Wir spielen weiter. Bang und schwer Erlerntes
hersagend und Gebärden dann und wann
aufhebend; aber dein von uns entferntes,
aus unserm Stück entrückes Dasein kann
uns manchmal überkommen, wie ein Wissen
von jener Wirklichkeit sich, niedersenkend,
so daß wir eine Weile hingerissen
das Leben spielen, nicht an Beifall denkend.
Death Experienced
We know nothing of this passing on
that so excludes us. We have no
grounds for showing admiration and love
or hatred to death, whom a mask's mouth
of tragic lament grotesquely disfigures.
The world is still full of roles we act.
As long as we strive anxiously to please,
death also acts, though never to acclaim.
But when you went, a streak of reality
broke in upon this stage through that fissure
where you left: green of real green,
real sunshine, real forest.
We go acting. Afraid and reciting
what was hard to memorize and now and then
raising gestures; but your existence
withdrawn from us and from our play,
can sometimes come over us, like
a knowledge of reality setting in,
so that for a while we act life
transported, not thinking of applause.
(trans. Snow)

One of the peculiarities about O'Brien's treatment of theme is that he focuses on the explicitly painful--loss, fear, death, etc. This seems bizarre: for normally when we are in want, we try to sate ourselves with something pleasurable. When I am hungry, I eat and hunger no more. When I am thirsty, I drink and thirst no more. When I am tired, I sleep and tire no more. But with O'Brien, he is pained and focuses on that pain. Furthermore, it is open to question whether his entrenchment of himself in the explicitly negative actually brings him catharsis.

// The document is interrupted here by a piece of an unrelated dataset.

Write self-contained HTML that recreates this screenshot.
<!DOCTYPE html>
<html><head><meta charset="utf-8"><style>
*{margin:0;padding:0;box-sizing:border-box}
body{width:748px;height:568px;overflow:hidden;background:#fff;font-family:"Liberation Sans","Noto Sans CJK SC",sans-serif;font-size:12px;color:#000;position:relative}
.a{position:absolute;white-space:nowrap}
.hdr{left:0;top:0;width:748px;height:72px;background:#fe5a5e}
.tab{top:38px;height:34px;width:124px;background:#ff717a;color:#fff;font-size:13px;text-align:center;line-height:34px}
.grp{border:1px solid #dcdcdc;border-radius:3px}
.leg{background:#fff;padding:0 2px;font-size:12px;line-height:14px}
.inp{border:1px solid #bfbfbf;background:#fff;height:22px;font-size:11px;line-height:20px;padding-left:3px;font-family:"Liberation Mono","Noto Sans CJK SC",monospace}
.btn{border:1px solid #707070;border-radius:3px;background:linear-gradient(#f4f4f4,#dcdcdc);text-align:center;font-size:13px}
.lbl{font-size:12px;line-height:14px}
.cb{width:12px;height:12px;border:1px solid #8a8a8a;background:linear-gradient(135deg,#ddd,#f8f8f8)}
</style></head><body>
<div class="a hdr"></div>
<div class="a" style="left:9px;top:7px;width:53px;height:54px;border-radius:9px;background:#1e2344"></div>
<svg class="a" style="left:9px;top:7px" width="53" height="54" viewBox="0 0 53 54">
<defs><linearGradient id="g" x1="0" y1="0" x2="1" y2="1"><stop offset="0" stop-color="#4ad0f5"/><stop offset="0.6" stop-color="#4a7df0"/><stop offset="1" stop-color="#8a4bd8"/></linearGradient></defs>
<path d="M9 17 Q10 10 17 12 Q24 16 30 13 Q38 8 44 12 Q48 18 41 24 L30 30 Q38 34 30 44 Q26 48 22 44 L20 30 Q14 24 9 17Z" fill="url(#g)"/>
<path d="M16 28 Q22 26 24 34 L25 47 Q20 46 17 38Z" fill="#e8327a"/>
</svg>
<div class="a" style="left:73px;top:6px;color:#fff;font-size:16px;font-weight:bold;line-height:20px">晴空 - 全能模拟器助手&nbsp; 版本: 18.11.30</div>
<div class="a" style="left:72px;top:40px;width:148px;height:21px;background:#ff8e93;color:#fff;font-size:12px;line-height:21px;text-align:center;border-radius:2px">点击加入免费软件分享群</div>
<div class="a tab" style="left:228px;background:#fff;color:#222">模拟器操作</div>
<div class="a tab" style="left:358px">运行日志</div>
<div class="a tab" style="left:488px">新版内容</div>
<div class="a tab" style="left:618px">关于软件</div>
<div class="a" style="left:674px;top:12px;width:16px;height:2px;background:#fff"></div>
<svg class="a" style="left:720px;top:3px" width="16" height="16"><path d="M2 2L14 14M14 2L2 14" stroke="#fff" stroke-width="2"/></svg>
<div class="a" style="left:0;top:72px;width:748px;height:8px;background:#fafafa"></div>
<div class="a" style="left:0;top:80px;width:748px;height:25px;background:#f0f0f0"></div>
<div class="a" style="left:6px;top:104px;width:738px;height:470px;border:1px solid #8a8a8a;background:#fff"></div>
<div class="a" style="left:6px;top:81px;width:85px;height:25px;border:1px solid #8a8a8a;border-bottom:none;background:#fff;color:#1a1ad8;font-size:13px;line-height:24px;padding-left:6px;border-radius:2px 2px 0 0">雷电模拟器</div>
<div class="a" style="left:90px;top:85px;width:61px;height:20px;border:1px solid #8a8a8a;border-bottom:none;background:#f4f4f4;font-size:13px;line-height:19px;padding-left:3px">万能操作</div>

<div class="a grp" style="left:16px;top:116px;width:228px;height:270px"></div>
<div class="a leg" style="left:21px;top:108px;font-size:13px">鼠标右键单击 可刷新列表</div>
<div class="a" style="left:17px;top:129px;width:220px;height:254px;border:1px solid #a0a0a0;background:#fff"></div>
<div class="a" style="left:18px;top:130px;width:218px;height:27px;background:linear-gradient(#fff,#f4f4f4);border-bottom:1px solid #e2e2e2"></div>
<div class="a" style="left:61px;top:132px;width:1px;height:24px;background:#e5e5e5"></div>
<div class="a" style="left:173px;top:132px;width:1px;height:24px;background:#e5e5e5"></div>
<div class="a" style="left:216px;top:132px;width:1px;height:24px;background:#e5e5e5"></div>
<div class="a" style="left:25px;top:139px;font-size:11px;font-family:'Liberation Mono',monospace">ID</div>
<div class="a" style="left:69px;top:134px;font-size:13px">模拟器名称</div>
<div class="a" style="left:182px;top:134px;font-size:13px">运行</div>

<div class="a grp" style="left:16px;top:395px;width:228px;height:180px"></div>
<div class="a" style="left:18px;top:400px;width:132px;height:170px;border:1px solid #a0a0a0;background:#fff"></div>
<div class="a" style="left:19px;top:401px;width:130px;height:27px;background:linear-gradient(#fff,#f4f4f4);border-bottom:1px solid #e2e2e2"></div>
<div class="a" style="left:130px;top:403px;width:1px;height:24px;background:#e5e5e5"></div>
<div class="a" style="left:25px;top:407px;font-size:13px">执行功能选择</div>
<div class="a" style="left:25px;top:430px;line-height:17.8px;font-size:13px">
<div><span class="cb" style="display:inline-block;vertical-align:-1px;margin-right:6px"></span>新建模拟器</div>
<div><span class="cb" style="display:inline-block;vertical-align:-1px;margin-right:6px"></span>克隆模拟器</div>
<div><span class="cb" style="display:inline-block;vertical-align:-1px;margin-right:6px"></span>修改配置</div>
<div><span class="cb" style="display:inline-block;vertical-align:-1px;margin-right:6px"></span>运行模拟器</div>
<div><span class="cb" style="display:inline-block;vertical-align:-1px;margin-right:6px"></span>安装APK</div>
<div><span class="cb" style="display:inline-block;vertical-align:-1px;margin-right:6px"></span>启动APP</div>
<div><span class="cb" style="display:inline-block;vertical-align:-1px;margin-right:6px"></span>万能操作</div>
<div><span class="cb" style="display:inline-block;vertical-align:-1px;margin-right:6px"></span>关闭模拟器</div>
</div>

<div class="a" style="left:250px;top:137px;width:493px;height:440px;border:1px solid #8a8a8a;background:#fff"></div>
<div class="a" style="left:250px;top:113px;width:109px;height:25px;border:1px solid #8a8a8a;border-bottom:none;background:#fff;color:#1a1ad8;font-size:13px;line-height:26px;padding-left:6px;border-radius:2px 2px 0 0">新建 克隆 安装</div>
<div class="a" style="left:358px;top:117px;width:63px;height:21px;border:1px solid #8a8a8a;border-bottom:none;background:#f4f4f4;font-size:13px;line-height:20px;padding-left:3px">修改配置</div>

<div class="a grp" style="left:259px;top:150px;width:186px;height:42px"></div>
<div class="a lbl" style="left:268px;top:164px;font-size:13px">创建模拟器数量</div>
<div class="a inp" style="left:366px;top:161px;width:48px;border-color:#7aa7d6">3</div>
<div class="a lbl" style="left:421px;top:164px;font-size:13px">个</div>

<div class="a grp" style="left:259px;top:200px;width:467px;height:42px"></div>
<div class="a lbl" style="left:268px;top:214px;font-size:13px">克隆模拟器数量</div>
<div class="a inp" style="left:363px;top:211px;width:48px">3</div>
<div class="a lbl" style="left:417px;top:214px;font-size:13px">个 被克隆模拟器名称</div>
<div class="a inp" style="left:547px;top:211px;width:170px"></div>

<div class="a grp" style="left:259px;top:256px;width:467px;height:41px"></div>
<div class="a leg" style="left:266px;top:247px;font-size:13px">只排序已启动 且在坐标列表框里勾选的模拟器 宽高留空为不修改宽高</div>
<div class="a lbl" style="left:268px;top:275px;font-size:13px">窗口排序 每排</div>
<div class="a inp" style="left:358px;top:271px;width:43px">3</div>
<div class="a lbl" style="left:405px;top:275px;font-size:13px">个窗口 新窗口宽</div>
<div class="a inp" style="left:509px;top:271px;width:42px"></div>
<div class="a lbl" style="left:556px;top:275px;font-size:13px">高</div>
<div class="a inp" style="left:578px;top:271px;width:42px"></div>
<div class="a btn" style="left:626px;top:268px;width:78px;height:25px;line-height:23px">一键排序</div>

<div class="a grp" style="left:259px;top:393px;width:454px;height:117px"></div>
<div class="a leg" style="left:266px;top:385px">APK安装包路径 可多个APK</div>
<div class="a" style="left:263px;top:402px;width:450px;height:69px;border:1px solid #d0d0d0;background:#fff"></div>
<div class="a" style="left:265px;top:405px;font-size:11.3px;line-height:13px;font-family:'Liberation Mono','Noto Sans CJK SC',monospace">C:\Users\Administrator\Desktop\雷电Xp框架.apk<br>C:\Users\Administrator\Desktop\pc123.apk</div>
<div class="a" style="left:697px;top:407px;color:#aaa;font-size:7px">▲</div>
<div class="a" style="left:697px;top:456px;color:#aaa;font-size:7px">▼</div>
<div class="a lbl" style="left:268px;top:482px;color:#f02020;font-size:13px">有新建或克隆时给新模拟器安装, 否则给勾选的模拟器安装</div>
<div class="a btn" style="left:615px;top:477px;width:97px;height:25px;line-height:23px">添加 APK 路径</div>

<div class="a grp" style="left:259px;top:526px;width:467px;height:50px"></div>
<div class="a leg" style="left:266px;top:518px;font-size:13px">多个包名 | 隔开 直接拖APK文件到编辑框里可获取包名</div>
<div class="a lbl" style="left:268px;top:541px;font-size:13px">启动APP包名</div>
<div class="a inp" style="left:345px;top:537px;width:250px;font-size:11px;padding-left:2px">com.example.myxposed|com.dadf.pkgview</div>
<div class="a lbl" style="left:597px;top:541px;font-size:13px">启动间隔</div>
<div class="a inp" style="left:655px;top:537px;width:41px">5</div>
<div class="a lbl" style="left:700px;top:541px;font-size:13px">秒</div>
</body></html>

The question thus is this:
Taking just death, arguably one of the largest sources of pain for O'Brien, as our topic for discussion, is there something to be gained in actively thinking on death?
Think on one's own mortality as well as that of O'Brien.
I, for one, am always reminded of Mozart when I think of this question. In a letter, Mozart wrote that he "thinks about death every day." Yet at the same time, his music is utterly not morbid, being instead richly sublime. And sometimes I fancy that these two facts are intimately related.